The Kikuyu are Bantu and actually came into Kenya during the Bantu migration. They include some families from all the surrounding people and can be identified with the Kamba, the Meru, the Embu and the Chuka. Traditionally they are farmers with their homelands being in the foothills of Mount Kenya.

The Maasai ate found mainly in Southern Kenya. They believed that their rain God Ngai granted all cattle to them for safe keeping when the earth and sky split and since cattle was given to them and them alone, the  Massai believe it’s absolutely fine to steal from other tribes. No wonder that cattle because it is their main source of economic survival as opposed to education. The Massai have not strayed from the traditional basic ways of life where hunting is banned. That’s one of the reasons why the wilderness of Maasai lands has thrived. Poachers do not dare take on the Moran or the Maasai warrior who could kill the poacher little else than fun. The Massai prefer to remain nomadic herdsmen, moving as their needs necessitate. This is becoming more difficult in modern times as their open plain disappear. In the drier regions of the north, the Maasai subsists on a diet of cow’s blood and milk, which they mix together and drink.

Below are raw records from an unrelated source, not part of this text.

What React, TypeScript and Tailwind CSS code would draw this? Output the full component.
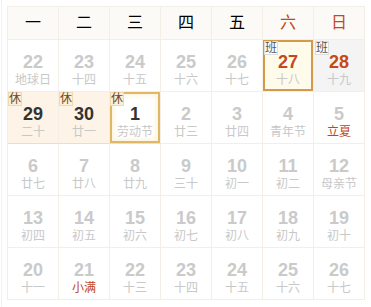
import React from 'react';

type Day = {
    num: number;
    lunar: string;
    kind?: 'dim' | 'dark' | 'red';
    lunarRed?: boolean;
    badge?: '班' | '休';
    style?: 'work' | 'weekend' | 'rest' | 'today';
};

const weekdays = ['一', '二', '三', '四', '五', '六', '日'];

const weeks: Day[][] = [
    [
        { num: 22, lunar: '地球日' },
        { num: 23, lunar: '十四' },
        { num: 24, lunar: '十五' },
        { num: 25, lunar: '十六' },
        { num: 26, lunar: '十七' },
        { num: 27, lunar: '十八', kind: 'red', badge: '班', style: 'work' },
        { num: 28, lunar: '十九', kind: 'red', badge: '班', style: 'weekend' },
    ],
    [
        { num: 29, lunar: '二十', kind: 'dark', badge: '休', style: 'rest' },
        { num: 30, lunar: '廿一', kind: 'dark', badge: '休', style: 'rest' },
        { num: 1, lunar: '劳动节', kind: 'dark', badge: '休', style: 'today' },
        { num: 2, lunar: '廿三' },
        { num: 3, lunar: '廿四' },
        { num: 4, lunar: '青年节' },
        { num: 5, lunar: '立夏', lunarRed: true },
    ],
    [
        { num: 6, lunar: '廿七' },
        { num: 7, lunar: '廿八' },
        { num: 8, lunar: '廿九' },
        { num: 9, lunar: '三十' },
        { num: 10, lunar: '初一' },
        { num: 11, lunar: '初二' },
        { num: 12, lunar: '母亲节' },
    ],
    [
        { num: 13, lunar: '初四' },
        { num: 14, lunar: '初五' },
        { num: 15, lunar: '初六' },
        { num: 16, lunar: '初七' },
        { num: 17, lunar: '初八' },
        { num: 18, lunar: '初九' },
        { num: 19, lunar: '初十' },
    ],
    [
        { num: 20, lunar: '十一' },
        { num: 21, lunar: '小满', lunarRed: true },
        { num: 22, lunar: '十三' },
        { num: 23, lunar: '十四' },
        { num: 24, lunar: '十五' },
        { num: 25, lunar: '十六' },
        { num: 26, lunar: '十七' },
    ],
];

function cellClass(d: Day) {
    switch (d.style) {
        case 'work':
            return 'bg-[#fffbea] shadow-[inset_0_0_0_2px_#d39a4a]';
        case 'weekend':
            return 'bg-[#f4f4f4]';
        case 'rest':
            return 'bg-[#fdf4e7] border-b-[#f7dcae]';
        case 'today':
            return 'bg-white shadow-[inset_0_0_0_2px_#dfb865,inset_0_0_5px_4px_#fdf3dc] border-b-[#f7dcae]';
        default:
            return 'bg-white';
    }
}

function numColor(d: Day) {
    if (d.kind === 'dark') return 'text-[#333333]';
    if (d.kind === 'red') return 'text-[#c5481a]';
    return 'text-[#cacaca]';
}

function DayCell({ d }: { d: Day }) {
    return (
        <div className={`relative h-[52px] border-r border-b border-[#f3eee6] ${cellClass(d)}`}>
            {d.badge && (
                <span
                    className={`absolute left-0 top-0 h-[14px] w-[14px] border text-[12px] leading-[12px] text-center ${
                        d.badge === '班'
                            ? 'bg-white border-[#dddddd] text-[#555555] left-[1px] top-[1px]'
                            : 'bg-[#fcefd9] border-[#f0d8b2] text-[#6b4a22]'
                    }`}
                >
                    {d.badge}
                </span>
            )}
            <div className={`pt-[12px] text-center text-[18px] leading-[20px] font-bold ${numColor(d)}`}>{d.num}</div>
            <div className={`text-center text-[12px] leading-[16px] ${d.lunarRed ? 'text-[#c0461b]' : 'text-[#c8c8c8]'}`}>
                {d.lunar}
            </div>
        </div>
    );
}

export default function App() {
    return (
        <div
            className="w-[371px] h-[307px] bg-white ml-[1px] border-l border-[#f6f2eb] pl-[5px] pt-[6px]"
            style={{ fontFamily: '"Liberation Sans", "Noto Sans CJK SC", sans-serif' }}
        >
            <div className="grid grid-cols-[repeat(7,51px)] border-l border-t border-[#f3eee6] w-[358px]">
                {weekdays.map((w, i) => (
                    <div
                        key={w}
                        className={`h-[33px] flex items-center justify-center border-r border-b border-[#f3eee6] bg-[#fbfaf7] text-[16px] ${
                            i >= 5 ? 'text-[#c5481a]' : 'text-black'
                        }`}
                    >
                        {w}
                    </div>
                ))}
                {weeks.flat().map((d, i) => (
                    <DayCell key={i} d={d} />
                ))}
            </div>
        </div>
    );
}
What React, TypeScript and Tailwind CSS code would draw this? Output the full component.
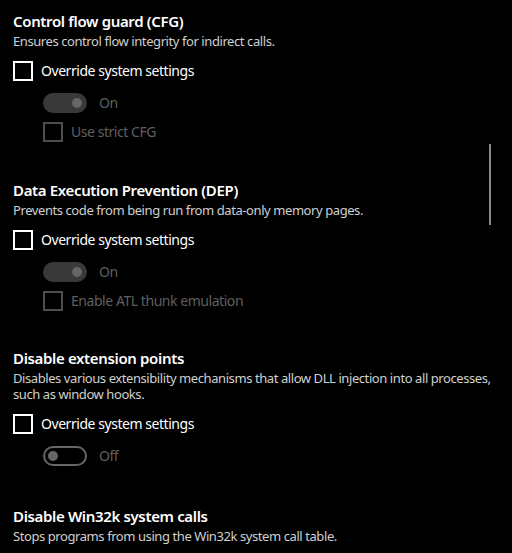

The Samburu are related to the Maasai although they live just above the equator where the foothills of Mount Kenya merge into the northern desert. They are semi-nomadic pastoralists whose lives revolve around their cows, sheep, goats, and camels. Milk is their main stay; sometimes it is mixed with blood. Meat is only eaten on special occasions. Generally they make soups from roots and barks and eat vegetables if living in an area where they can be grown. Most dress in very traditional clothing of bright red material used like a skirt and multi-beaded necklaces, bracelets and earrings, especially when living away from the big cities.

The Turkana are the second largest group of nomadic pastoralists in Kenya who live in northern Kenya – numbering over 200,000 they occupy a rectangular area bordered by Lake Turkana in northern Kenya and Ethiopia on the east, Uganda on the west, Sudan on the north.